## Set problem
Copy out each line featuring the string "index" from the entries beneath.

## Material to process
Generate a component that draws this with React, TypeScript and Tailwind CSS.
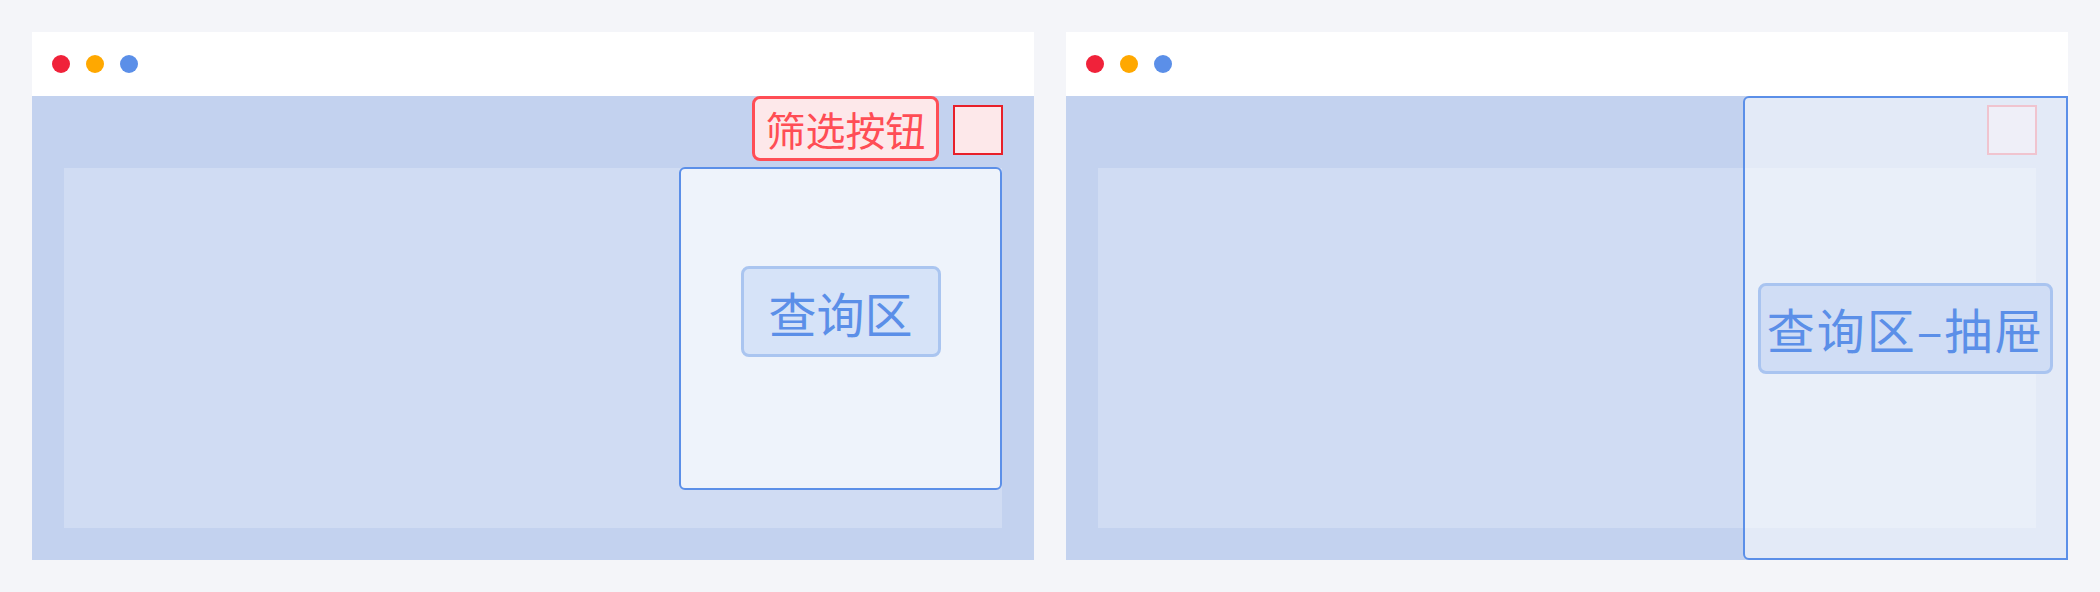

---

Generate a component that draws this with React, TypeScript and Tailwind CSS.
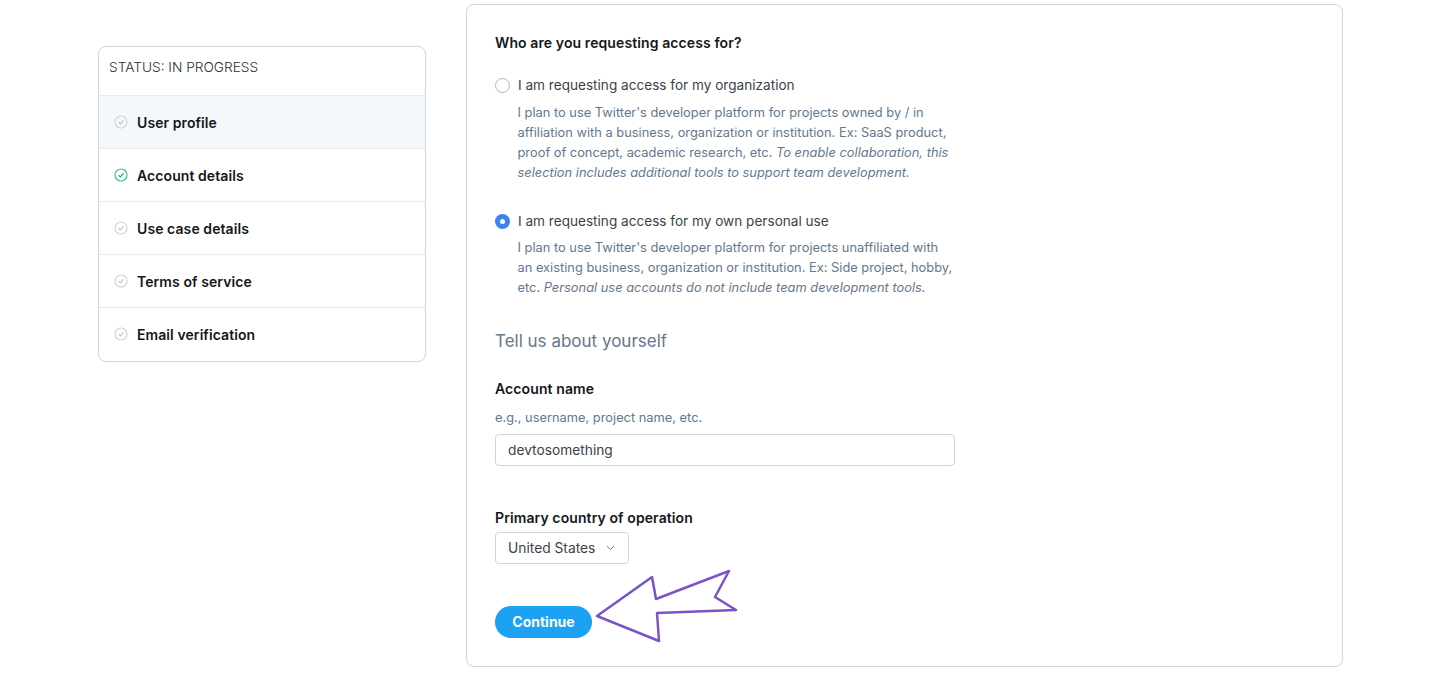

==

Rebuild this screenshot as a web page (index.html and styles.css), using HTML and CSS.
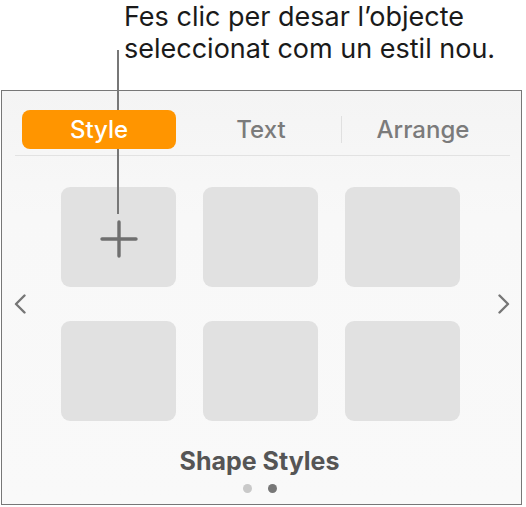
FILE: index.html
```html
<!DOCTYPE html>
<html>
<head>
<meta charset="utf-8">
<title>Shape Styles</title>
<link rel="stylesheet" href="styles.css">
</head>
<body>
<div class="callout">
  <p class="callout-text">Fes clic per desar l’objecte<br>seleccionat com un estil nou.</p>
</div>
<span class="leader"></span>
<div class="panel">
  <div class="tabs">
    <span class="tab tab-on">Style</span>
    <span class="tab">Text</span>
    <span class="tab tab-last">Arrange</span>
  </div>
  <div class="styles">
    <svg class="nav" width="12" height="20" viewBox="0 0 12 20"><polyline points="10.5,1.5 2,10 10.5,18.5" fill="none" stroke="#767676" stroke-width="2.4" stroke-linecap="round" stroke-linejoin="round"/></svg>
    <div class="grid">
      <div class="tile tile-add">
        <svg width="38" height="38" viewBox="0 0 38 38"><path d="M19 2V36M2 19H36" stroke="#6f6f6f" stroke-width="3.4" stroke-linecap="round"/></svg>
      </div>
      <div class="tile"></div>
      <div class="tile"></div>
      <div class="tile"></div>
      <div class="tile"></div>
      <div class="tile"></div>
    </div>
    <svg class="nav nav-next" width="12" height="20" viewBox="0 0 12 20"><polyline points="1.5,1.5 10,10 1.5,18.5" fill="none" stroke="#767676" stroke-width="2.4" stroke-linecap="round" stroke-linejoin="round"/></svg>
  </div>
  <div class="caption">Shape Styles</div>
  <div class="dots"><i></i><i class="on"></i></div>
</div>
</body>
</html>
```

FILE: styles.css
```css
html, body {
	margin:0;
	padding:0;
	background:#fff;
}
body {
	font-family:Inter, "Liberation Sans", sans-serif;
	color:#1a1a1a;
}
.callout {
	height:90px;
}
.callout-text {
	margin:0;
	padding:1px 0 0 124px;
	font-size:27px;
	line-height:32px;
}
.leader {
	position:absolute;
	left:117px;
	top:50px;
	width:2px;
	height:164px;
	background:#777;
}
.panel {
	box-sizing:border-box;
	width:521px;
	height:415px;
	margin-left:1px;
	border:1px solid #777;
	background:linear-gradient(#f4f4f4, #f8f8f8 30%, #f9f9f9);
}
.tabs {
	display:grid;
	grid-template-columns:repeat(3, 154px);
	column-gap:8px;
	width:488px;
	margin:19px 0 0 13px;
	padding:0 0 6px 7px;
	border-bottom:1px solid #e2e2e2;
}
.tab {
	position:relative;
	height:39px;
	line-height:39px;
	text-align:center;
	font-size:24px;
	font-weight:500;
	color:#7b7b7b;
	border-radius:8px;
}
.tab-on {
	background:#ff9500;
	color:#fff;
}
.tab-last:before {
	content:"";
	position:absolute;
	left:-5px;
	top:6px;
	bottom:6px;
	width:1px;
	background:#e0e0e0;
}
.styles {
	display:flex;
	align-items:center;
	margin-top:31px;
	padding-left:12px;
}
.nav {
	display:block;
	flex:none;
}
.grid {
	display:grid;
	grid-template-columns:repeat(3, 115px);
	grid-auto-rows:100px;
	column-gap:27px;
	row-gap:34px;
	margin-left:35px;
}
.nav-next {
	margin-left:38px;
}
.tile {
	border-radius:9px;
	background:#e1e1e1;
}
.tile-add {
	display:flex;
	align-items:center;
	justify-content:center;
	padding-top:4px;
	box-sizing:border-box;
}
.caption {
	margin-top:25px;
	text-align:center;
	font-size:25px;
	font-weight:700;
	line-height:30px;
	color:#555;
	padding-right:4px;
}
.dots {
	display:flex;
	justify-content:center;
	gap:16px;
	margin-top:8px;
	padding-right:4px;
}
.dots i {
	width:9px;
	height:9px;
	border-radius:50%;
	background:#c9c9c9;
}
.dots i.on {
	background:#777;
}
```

## Answer to this exercise
Rebuild this screenshot as a web page (index.html and styles.css), using HTML and CSS.
FILE: index.html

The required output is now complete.